Peter addressed this epistle to Church members living in the five Roman provinces of Asia Minor, located in modern-day Turkey (see 1 Peter 1:1). Peter considered his readers to be the “elect” of God (1 Peter 1:2). He wrote to strengthen and encourage the Saints in the “trial of [their] faith” (1 Peter 1:7) and to prepare them for a future “fiery trial” (1 Peter 4:12). Peter’s message also taught them how to respond to persecution (see 1 Peter 2:19–23; 3:14–15; 4:13).

Peter’s counsel was very timely because Church members were about to enter a period of heightened persecution. Until approximately A.D. 64, about the time when Peter wrote this epistle, the Roman government generally tolerated Christianity. In July of that year, a fire destroyed much of Rome, and it was rumored that Emperor Nero himself had ordered the fire to be started. In an effort to divert blame for the disaster, some prominent Romans accused the Christians of starting the fire. This led to intense persecution of Christians throughout the Roman Empire. Peter indicated that when the Saints “suffer as a Christian” (1 Peter 4:16), they can feel joy knowing that they are following in the footsteps of Jesus Christ (see 1 Peter 2:19–23; 3:15–18; 4:12–19).

What are some distinctive features of this book?

In the midst of the affliction and persecution faced by the Saints of his time, Peter exhorted them to turn to one another in love and tenderness (see 1 Peter 1:22; 3:8–9). Furthermore, we read in 1 Peter 5 that Peter explained how Church leaders should strengthen their congregations.
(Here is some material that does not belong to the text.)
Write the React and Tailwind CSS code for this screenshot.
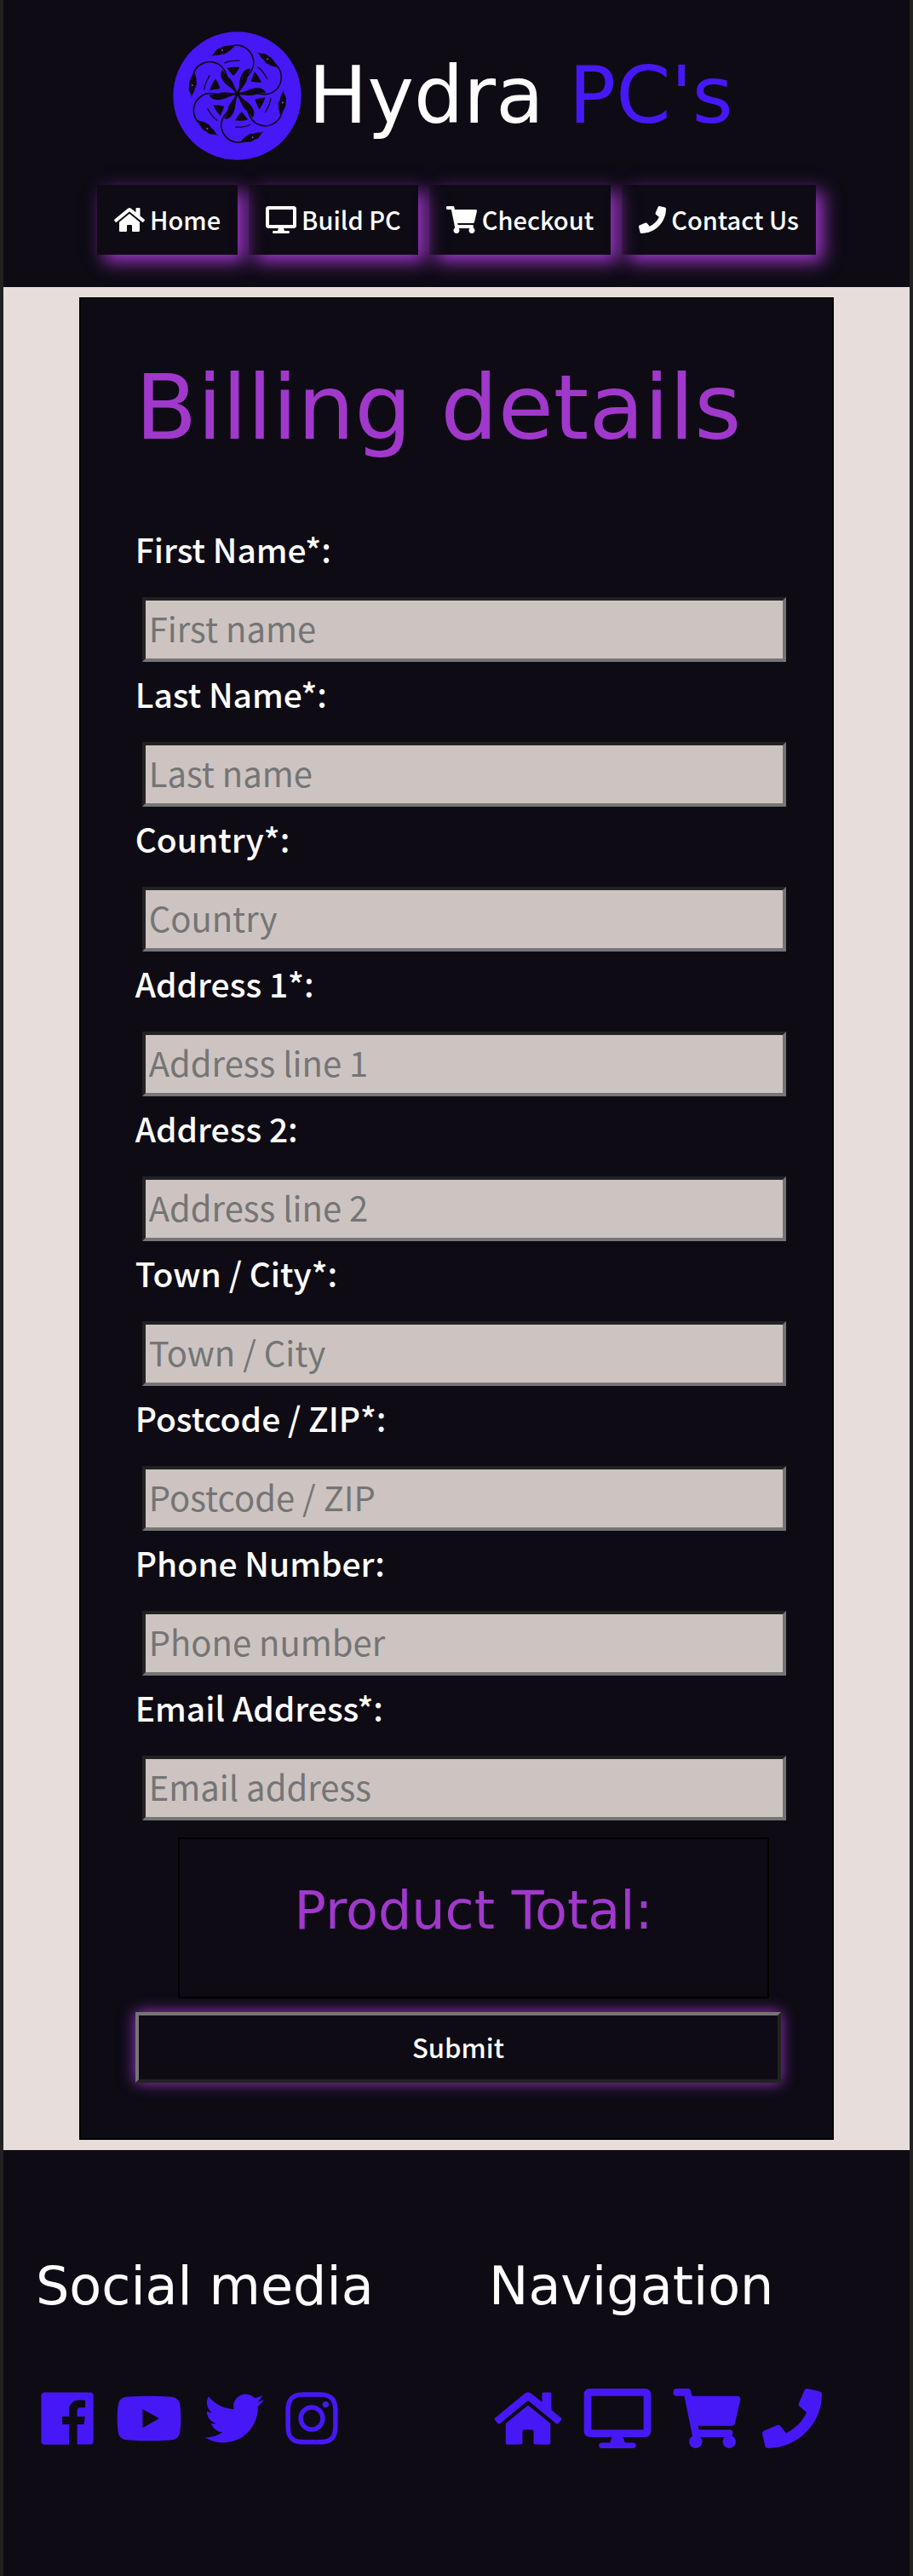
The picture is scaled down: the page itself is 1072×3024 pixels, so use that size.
import React from "react";
import { FaHome, FaDesktop, FaShoppingCart, FaPhone, FaYoutube, FaTwitter, FaInstagram } from "react-icons/fa";

const fields = [
  { id: "first-name", label: "First Name*:", placeholder: "First name" },
  { id: "last-name", label: "Last Name*:", placeholder: "Last name" },
  { id: "country", label: "Country*:", placeholder: "Country" },
  { id: "address-1", label: "Address 1*:", placeholder: "Address line 1" },
  { id: "address-2", label: "Address 2:", placeholder: "Address line 2" },
  { id: "town", label: "Town / City*:", placeholder: "Town / City" },
  { id: "postcode", label: "Postcode / ZIP*:", placeholder: "Postcode / ZIP" },
  { id: "phone", label: "Phone Number:", placeholder: "Phone number", type: "tel" },
  { id: "email", label: "Email Address*:", placeholder: "Email address", type: "email" },
];

const pages = [
  { name: "Home", Icon: FaHome, small: "h-8 w-9", large: "h-[70px] w-20" },
  { name: "Build PC", Icon: FaDesktop, small: "h-8 w-9", large: "h-[70px] w-20" },
  { name: "Checkout", Icon: FaShoppingCart, small: "h-8 w-9", large: "h-[70px] w-20" },
  { name: "Contact Us", Icon: FaPhone, small: "h-8 w-8", large: "h-[70px] w-[70px]" },
];

function FacebookIcon({ className }) {
  return (
    <svg viewBox="0 0 448 512" fill="currentColor" className={className} aria-hidden="true">
      <path d="M448 56.7v398.5c0 13.7-11.1 24.7-24.7 24.7H309.1V306.5h58.2l8.7-67.6h-67v-43.2c0-19.6 5.4-32.9 33.5-32.9h35.8v-60.5c-6.2-.8-27.4-2.7-52.2-2.7-51.6 0-87 31.5-87 89.4v49.9h-58.4v67.6h58.4V480H24.7C11.1 480 0 468.9 0 455.3V56.7C0 43.1 11.1 32 24.7 32h398.5c13.7 0 24.8 11.1 24.8 24.7z" />
    </svg>
  );
}

const social = [
  { name: "Facebook", Icon: FacebookIcon, size: "h-[70px] w-[62px]" },
  { name: "YouTube", Icon: FaYoutube, size: "h-[70px] w-20" },
  { name: "Twitter", Icon: FaTwitter, size: "h-[70px] w-[70px]" },
  { name: "Instagram", Icon: FaInstagram, size: "h-[70px] w-[62px]" },
];

function Logo() {
  return (
    <svg viewBox="-227 -219 452 452" className="h-[151px] w-[151px] shrink-0" role="img" aria-label="Hydra logo">
      <circle cx="-1" cy="7" r="225" fill="#4718f6" />
      {[0, 60, 120, 180, 240, 300].map((angle) => (
        <g key={angle} transform={`rotate(${angle})`} fill="#0d0a14">
          <path
            d="M-22-168C20-180 57-150 57-108C57-72 12-52 0 0"
            fill="none"
            stroke="#0d0a14"
            strokeWidth="5"
          />
          <path d="M-94-132C-78-140-80-158-60-161C-48-172-30-168-6-171C-20-160-22-152-36-146C-44-136-54-143-64-137C-74-134-82-138-94-132Z" />
          <path d="M46-88C32-90 22-82 14-66C4-46 10-24-4 4L4 6C6-16 30-30 34-52C34-68 42-76 46-88Z" />
          <path d="M-38-90C-24-96-4-94 8-94C3-84-3-74-14-63C-24-70-26-80-38-90Z" />
          <path d="M-46-108C-30-118-10-117 8-117" fill="none" stroke="#0d0a14" strokeWidth="4" />
          <circle cx="-53" cy="-153" r="3" fill="#a138cc" />
        </g>
      ))}
    </svg>
  );
}

const display = "font-['DejaVu_Sans',sans-serif] font-normal";

export default function App() {
  return (
    <div className="min-h-screen border-x-4 border-[#222222] bg-[#e7dedc] font-['Noto_Sans_CJK_SC',sans-serif] text-white">
      <header className="bg-[#0e0b15] px-4 pt-[37px] pb-[38px]">
        <a href="#home" className="flex items-center justify-center gap-2 pr-2">
          <Logo />
          <span className={`${display} text-[92px] leading-[120px] whitespace-nowrap`}>
            Hydra <span className="text-[#4718f6]">PC's</span>
          </span>
        </a>
        <nav className="mt-[29px] flex justify-center gap-[13px]">
          {pages.map(({ name, Icon, small }) => (
            <a
              key={name}
              href={`#${name}`}
              className="flex h-[82px] items-center gap-[6px] px-5 text-[29px] font-medium whitespace-nowrap shadow-[8px_8px_20px_#a138cc]"
            >
              <Icon className={small} />
              {name}
            </a>
          ))}
        </nav>
      </header>

      <main className="py-3">
        <form
          className="mx-auto w-5/6 border-2 border-black bg-[#0e0b15] pt-[60px] pr-[54px] pb-[65px] pl-16"
          onSubmit={(e) => e.preventDefault()}
        >
          <h1 className={`${display} text-[106px] leading-[136px] whitespace-nowrap text-[#a138cc]`}>Billing details</h1>
          <div className="mt-[60px]">
            {fields.map(({ id, label, placeholder, type = "text" }) => (
              <div key={id} className="h-[170px]">
                <label htmlFor={id} className="block h-[94px] text-[39px] leading-[74px] font-medium">
                  {label}
                </label>
                <div className="pl-2">
                  <input
                    id={id}
                    type={type}
                    placeholder={placeholder}
                    className="block h-[76px] w-full border-4 border-t-[#222222] border-r-[#757575] border-b-[#757575] border-l-[#222222] bg-[#cdc4c2] px-1 pb-1 text-[40px] text-black placeholder:text-[#757575]"
                  />
                </div>
              </div>
            ))}
          </div>
          <div className="mt-5 mr-5 ml-[50px] border-2 border-black pt-[46px] pb-[63px] text-center">
            <h2 className={`${display} text-[62px] leading-[76px] text-[#a138cc]`}>Product Total:</h2>
          </div>
          <div className="mt-4 pr-[6px]">
            <button
              type="submit"
              className="block h-[83px] w-full border-4 border-t-[#757575] border-r-[#222222] border-b-[#222222] border-l-[#757575] bg-[#0e0b15] text-[31px] font-medium shadow-[0_0_16px_#a138cc]"
            >
              Submit
            </button>
          </div>
        </form>
      </main>

      <footer className="grid grid-cols-2 bg-[#0e0b15] pt-[122px] pb-[150px]">
        <section className="pl-[38px]">
          <h2 className={`${display} text-[62px] leading-[76px] whitespace-nowrap`}>Social media</h2>
          <div className="mt-[82px] flex gap-[25px] pl-[6px] text-[#4718f6]">
            {social.map(({ name, Icon, size }) => (
              <a key={name} href={`#${name}`} aria-label={name}>
                <Icon className={size} />
              </a>
            ))}
          </div>
        </section>
        <section className="pl-[38px]">
          <h2 className={`${display} text-[62px] leading-[76px] whitespace-nowrap`}>Navigation</h2>
          <div className="mt-[82px] flex gap-[25px] pl-[6px] text-[#4718f6]">
            {pages.map(({ name, Icon, large }) => (
              <a key={name} href={`#${name}`} aria-label={name}>
                <Icon className={large} />
              </a>
            ))}
          </div>
        </section>
      </footer>
    </div>
  );
}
This epistle contains perhaps the clearest biblical references to the spirit world and the work of salvation that takes place there. Peter briefly mentioned that Jesus Christ visited the spirit world to preach to the disobedient spirits who had lived in Noah’s day (see 1 Peter 3:18–20). He added that the gospel was preached to the dead to give deceased individuals the opportunity to be judged on equal terms with the living (see 1 Peter 4:5–6). In our dispensation, President Joseph F. Smith was pondering the meaning of 1 Peter 3:18–20 and 1 Peter 4:6 when he received a revelation clarifying doctrines regarding the spirit world (see D&C 138).

Outline

1 Peter 1:1–2:10 Peter writes of the need for the Saints to grow spiritually in order to receive eternal rewards. The promise of salvation is made possible through the precious blood of Jesus Christ. The Saints are “a chosen generation, a royal priesthood, an holy nation, a peculiar people” (1 Peter 2:9) who have obtained God’s mercy.

1 Peter 2:11–3:12 Disciples of Jesus Christ seek to honor all men and submit to civil authorities and laws. Peter addresses specific groups of Saints: free citizens, servants, wives, and husbands.

1 Peter 3:13–5:14 When persecution causes the Saints to suffer, they are to remember the example of Jesus Christ, who suffered and then gained exaltation. Jesus Christ preached the gospel to the dead so that they might receive a fair judgment. Church leaders follow the example of Jesus Christ in caring for the flock of God. The Saints are to humble themselves and cast their cares upon God.